**Work to complete**
Below are the records; reproduce all of them exactly but without any images.

[START OF Data provided]

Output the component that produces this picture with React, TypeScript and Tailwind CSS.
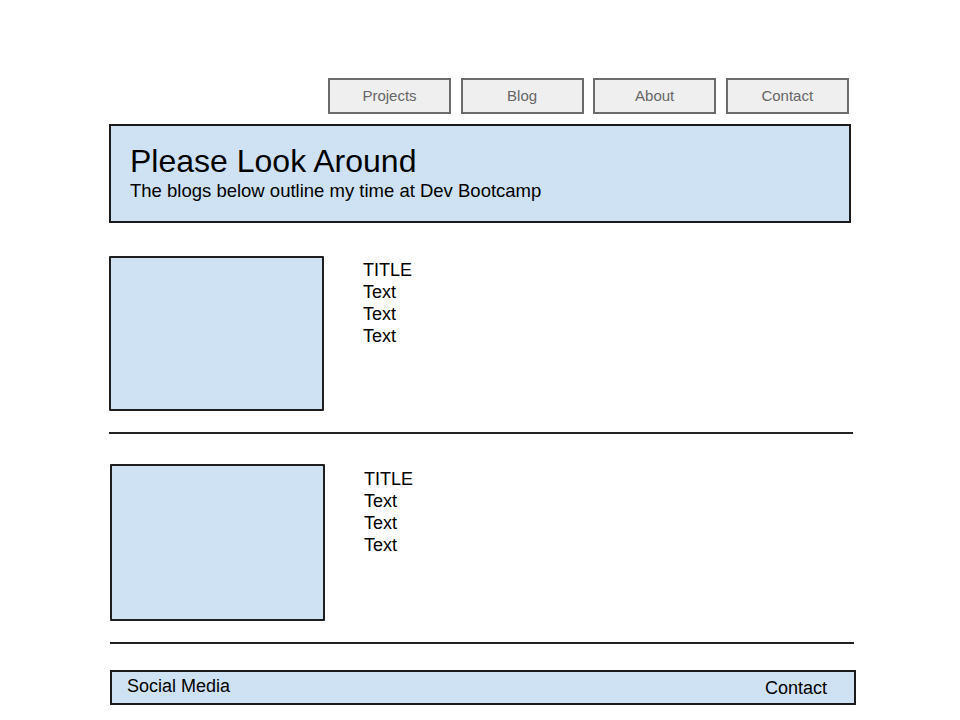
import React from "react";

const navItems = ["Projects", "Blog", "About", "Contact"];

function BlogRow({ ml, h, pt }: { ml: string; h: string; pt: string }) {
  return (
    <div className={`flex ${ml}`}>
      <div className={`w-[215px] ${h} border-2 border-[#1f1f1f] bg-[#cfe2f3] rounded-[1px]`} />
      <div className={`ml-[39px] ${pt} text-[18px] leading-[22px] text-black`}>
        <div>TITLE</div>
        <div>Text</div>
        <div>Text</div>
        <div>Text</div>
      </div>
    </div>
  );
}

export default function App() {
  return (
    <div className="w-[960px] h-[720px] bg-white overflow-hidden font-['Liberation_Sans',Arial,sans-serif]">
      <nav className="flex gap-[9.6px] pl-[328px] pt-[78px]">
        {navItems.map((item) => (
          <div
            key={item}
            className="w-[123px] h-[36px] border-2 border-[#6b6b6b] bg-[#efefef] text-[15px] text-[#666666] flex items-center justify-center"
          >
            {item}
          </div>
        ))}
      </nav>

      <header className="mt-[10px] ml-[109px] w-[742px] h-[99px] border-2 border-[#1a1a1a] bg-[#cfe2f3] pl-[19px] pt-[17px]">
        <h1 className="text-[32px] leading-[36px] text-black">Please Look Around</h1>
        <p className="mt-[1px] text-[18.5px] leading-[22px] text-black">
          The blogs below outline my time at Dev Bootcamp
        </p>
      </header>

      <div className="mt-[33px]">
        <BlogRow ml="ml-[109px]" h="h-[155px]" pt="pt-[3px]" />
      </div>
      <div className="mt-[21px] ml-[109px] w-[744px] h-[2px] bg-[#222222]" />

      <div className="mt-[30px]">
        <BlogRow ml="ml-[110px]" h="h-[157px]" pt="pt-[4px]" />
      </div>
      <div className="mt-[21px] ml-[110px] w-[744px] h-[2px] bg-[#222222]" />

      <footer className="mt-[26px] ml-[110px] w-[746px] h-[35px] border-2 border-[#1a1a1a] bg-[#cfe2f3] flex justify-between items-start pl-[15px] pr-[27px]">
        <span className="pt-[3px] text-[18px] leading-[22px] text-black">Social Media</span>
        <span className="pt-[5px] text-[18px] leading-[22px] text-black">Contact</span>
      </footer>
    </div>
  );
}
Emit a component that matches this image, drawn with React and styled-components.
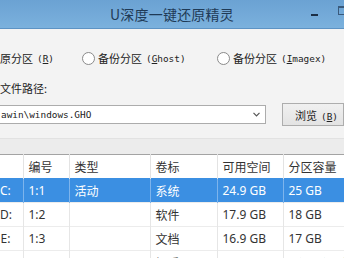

[END OF Data provided]

**Result of this task**
Output the component that produces this picture with React, TypeScript and Tailwind CSS.
import React from "react";

const navItems = ["Projects", "Blog", "About", "Contact"];

function BlogRow({ ml, h, pt }: { ml: string; h: string; pt: string }) {
  return (
    <div className={`flex ${ml}`}>
      <div className={`w-[215px] ${h} border-2 border-[#1f1f1f] bg-[#cfe2f3] rounded-[1px]`} />
      <div className={`ml-[39px] ${pt} text-[18px] leading-[22px] text-black`}>
        <div>TITLE</div>
        <div>Text</div>
        <div>Text</div>
        <div>Text</div>
      </div>
    </div>
  );
}

export default function App() {
  return (
    <div className="w-[960px] h-[720px] bg-white overflow-hidden font-['Liberation_Sans',Arial,sans-serif]">
      <nav className="flex gap-[9.6px] pl-[328px] pt-[78px]">
        {navItems.map((item) => (
          <div
            key={item}
            className="w-[123px] h-[36px] border-2 border-[#6b6b6b] bg-[#efefef] text-[15px] text-[#666666] flex items-center justify-center"
          >
            {item}
          </div>
        ))}
      </nav>

      <header className="mt-[10px] ml-[109px] w-[742px] h-[99px] border-2 border-[#1a1a1a] bg-[#cfe2f3] pl-[19px] pt-[17px]">
        <h1 className="text-[32px] leading-[36px] text-black">Please Look Around</h1>
        <p className="mt-[1px] text-[18.5px] leading-[22px] text-black">
          The blogs below outline my time at Dev Bootcamp
        </p>
      </header>

      <div className="mt-[33px]">
        <BlogRow ml="ml-[109px]" h="h-[155px]" pt="pt-[3px]" />
      </div>
      <div className="mt-[21px] ml-[109px] w-[744px] h-[2px] bg-[#222222]" />

      <div className="mt-[30px]">
        <BlogRow ml="ml-[110px]" h="h-[157px]" pt="pt-[4px]" />
      </div>
      <div className="mt-[21px] ml-[110px] w-[744px] h-[2px] bg-[#222222]" />

      <footer className="mt-[26px] ml-[110px] w-[746px] h-[35px] border-2 border-[#1a1a1a] bg-[#cfe2f3] flex justify-between items-start pl-[15px] pr-[27px]">
        <span className="pt-[3px] text-[18px] leading-[22px] text-black">Social Media</span>
        <span className="pt-[5px] text-[18px] leading-[22px] text-black">Contact</span>
      </footer>
    </div>
  );
}
Emit a component that matches this image, drawn with React and styled-components.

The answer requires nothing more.